Waves or particles, statistics or reality, mind or matter, information or physics, these are some of the biggest questions we know. This is the mystery of the entanglement that, although still not fully understood, is even now spawning new technologies like quantum cryptography and quantum computing and which, as you will find at the end of Gilder's great book, somehow connects the universe across the generations.

-Bret Swanson

---------------

Here is Gilder (on page 242) recounting a typically rich offering from the understated but always logical John Bell:

Bell looked at Jauch as if he wasn't quite certain the other hadn't been making a joke. "I have a question about complementarity," he said, in the voice of one who is changing the topic slightly. "Because it seems to me that Bohr used the word with the reverse of its usual meaning." He grinned, tipping he head to the side. "Consider, for example, the elephant.
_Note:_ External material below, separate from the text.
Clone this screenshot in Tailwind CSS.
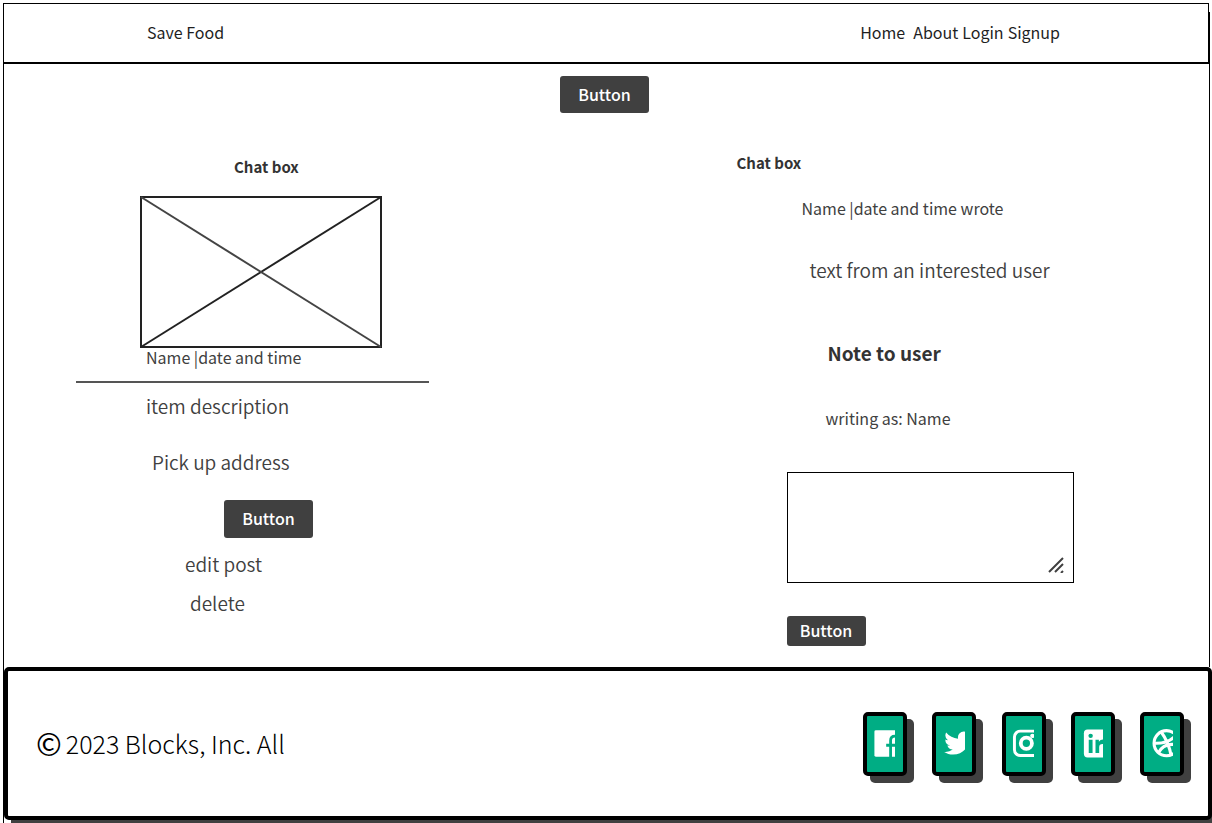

From the front she is head, trunk, and two legs. From the back she is bottom, tail, and two legs. From the sides she is otherwise, and from the top and bottom different again. These various views are complementary in the usual sense of the word. The supplement one another, they are consistent with one another, and they are all entailed by the unifying concept `elephant.'" Bell's hands gestured to suggest this. His eyebrows then lowered. "But Bohr, Bohr wouldn't -- it's my impression that to suppose Bohr used the word in this ordinary way would have been regarded by him as missing his point and trivializing his thought. He seems to insist rather that we must use in our analysis elements which contradict one another, which do not add up to, or derive from, a whole. By `complementary' he meant, it seems to me, the reverse: contradictariness."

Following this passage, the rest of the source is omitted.